4) your OS is corrupted because of a recent software install or a hardware issue due to bad PSU/HDD


----------



## topgear (Jan 24, 2015)

run your cpu at stock speed and change the motherboard CMOS battery.


----------



## rohitshakti2 (Jan 25, 2015)

I cleaned the ram, its slots, the whole PC from inside.  

Now yesterday when I opened the PC, I could not see anything on the monitor. Then I checked the CMOS cell and even changed it but did not helped. Then I removed the Cell from MB for nearly 15-20 min and put it back but it also did'nt helped.  I also reset the CMOS jumper but it also did'nt worked.  I checked the monitor and it is working fine.

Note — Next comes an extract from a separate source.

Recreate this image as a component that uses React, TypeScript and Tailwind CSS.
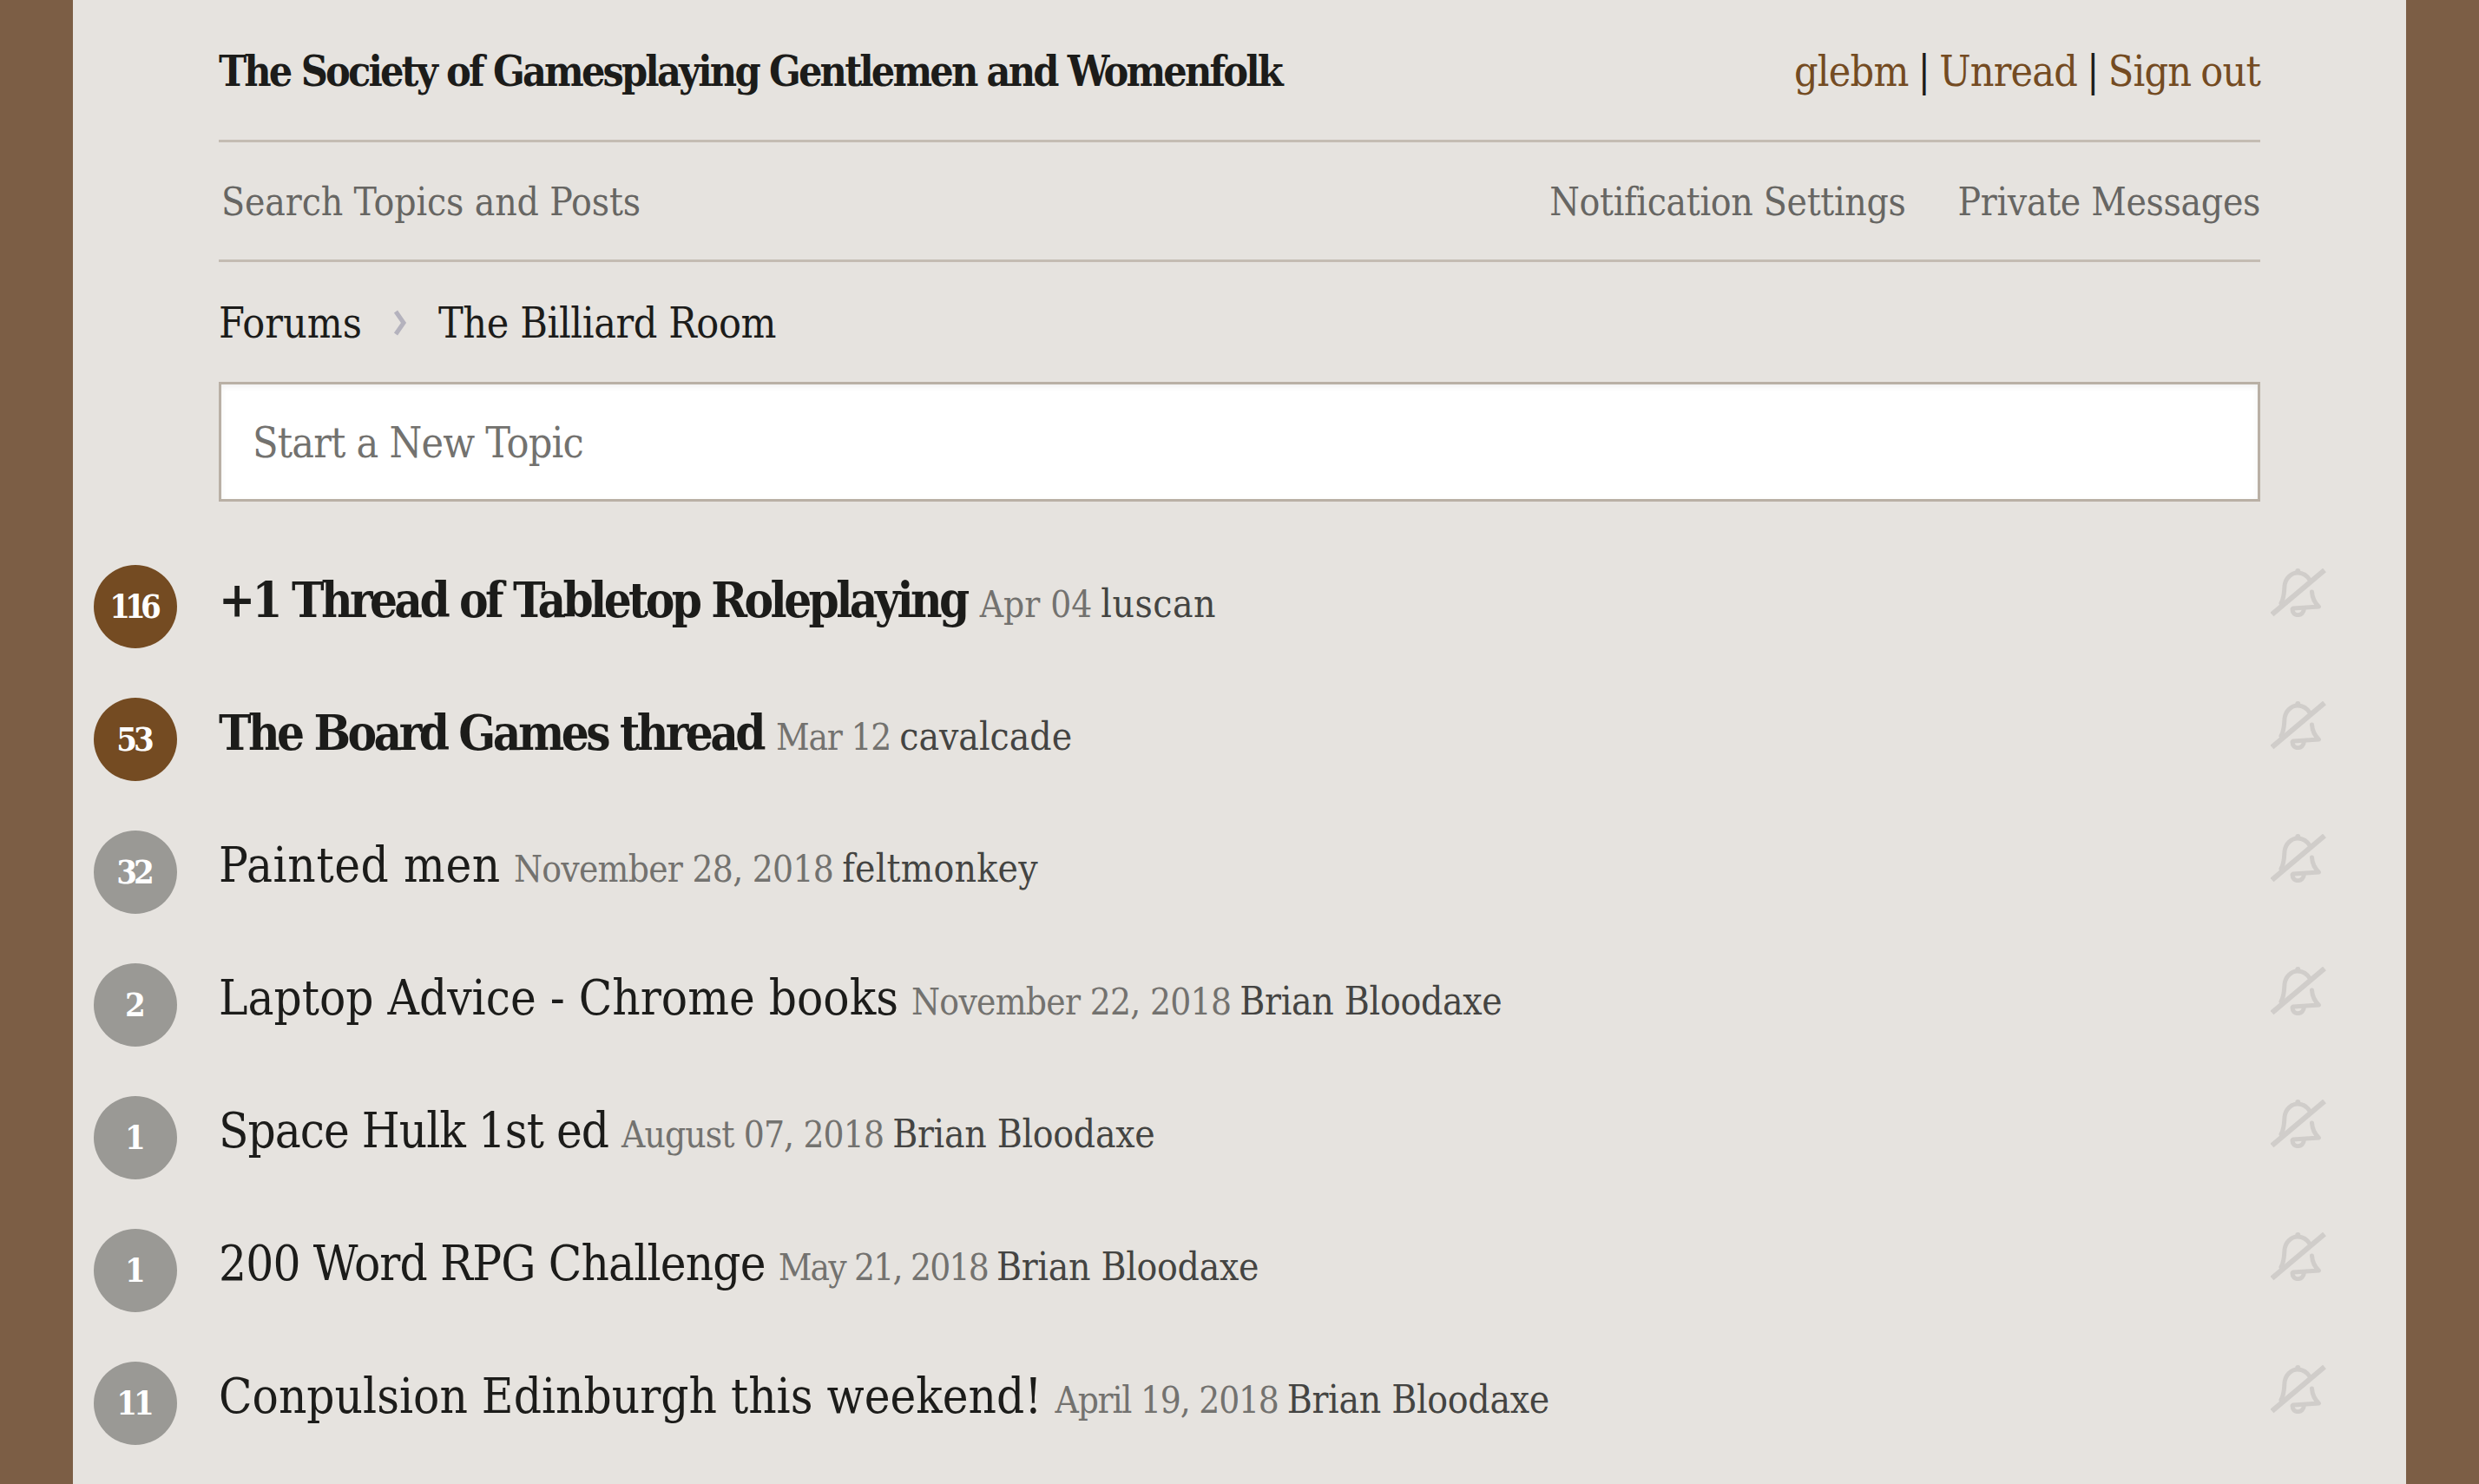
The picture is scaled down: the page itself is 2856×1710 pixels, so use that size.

Please tell what to do.....


----------



## kARTechnology (Jan 25, 2015)

rohitshakti2 said:


> I cleaned the ram, its slots, the whole PC from inside.
> 
> Now yesterday when I opened the PC, I could not see anything on the monitor. Then I checked the CMOS cell and even changed it but did not helped. Then I removed the Cell from MB for nearly 15-20 min and put it back but it also did'nt helped.  I also reset the CMOS jumper but it also did'nt worked.  I checked the monitor and it is working fine.
> 
> Please tell what to do.....



does the mobo power on?

clean the ram gold contacts with* eraser*(yes, an eraser) and then rub the dust away from the contacts
blow air into the ram slots and then put the cleaned ram inside.
disconnect all(inlcuding hdd) components except psu, mobo, proccy, ram, monitor.
and try 

if the display comes up then keyboard and mouse...


----------



## topgear (Jan 26, 2015)

Try booting with a disceret graphic card. Other possibility is the bios of the motherboard has corrupted.


----------



## patkim (Jan 26, 2015)

what happens when you start the pc. does the CPU fan continue to spin or does it halt moments after spinning.
Remove all RAM for a moment and run the system with just CPU Mobo keyboard and monitor.  do you hear any beeps?


----------



## rohitshakti2 (Jan 28, 2015)

*Yesterday when I opened the PC it started but gave blue screen thrice.  I recorded the error via the application whocrashedit and the following error was recorded.  *


*Problem signature:*
  Problem Event Name:                        BlueScreen
  OS Version:                                          6.1.7601.2.1.0.256.1
  Locale ID:                                             1033

*Additional information about the problem:*
  BCCode:                                               3b
  BCP1:                                                    00000000C0000005
  BCP2:                                                    FFFFF880019C9C10
  BCP3:                                                    FFFFF88001FD5960
  BCP4:                                                    0000000000000000
  OS Version:                                          6_1_7601
  Service Pack:                                       1_0
  Product:                                               256_1

*Files that help describe the problem:*
  C:\Windows\Minidump\010110-31012-01.dmp
  C:\Users\Sehgal\AppData\Local\Temp\WER-66066-0.sysdata.xml

*Read our privacy statement online:*
Windows 7 Privacy Statement - Microsoft Windows

If the online privacy statement is not available, please read our privacy statement offline:
C:\Windows\system32\en-US\erofflps.txt

Problem signature:
  Problem Event Name: BlueScreen
  OS Version:      6.1.7601.2.1.0.256.1
  Locale ID:           1033

Additional information about the problem:
  BCCode:             50
  BCP1:  FFFFF96000435A58
  BCP2:  0000000000000000
  BCP3:  FFFFF96000175009
  BCP4:  0000000000000002
  OS Version:      6_1_7601
  Service Pack:    1_0
  Product:             256_1

Files that help describe the problem:
  C:\Windows\Minidump\012615-30544-01.dmp
  C:\Users\Sehgal\AppData\Local\Temp\WER-47003-0.sysdata.xml

Read our privacy statement online:
  Windows 7 Privacy Statement - Microsoft Windows

If the online privacy statement is not available, please read our privacy statement offline:
  C:\Windows\system32\en-US\erofflps.txt


Crash Dump Analysis
--------------------------------------------------------------------------------

Crash dump directory: C:\Windows\Minidump

Crash dumps are enabled on your computer.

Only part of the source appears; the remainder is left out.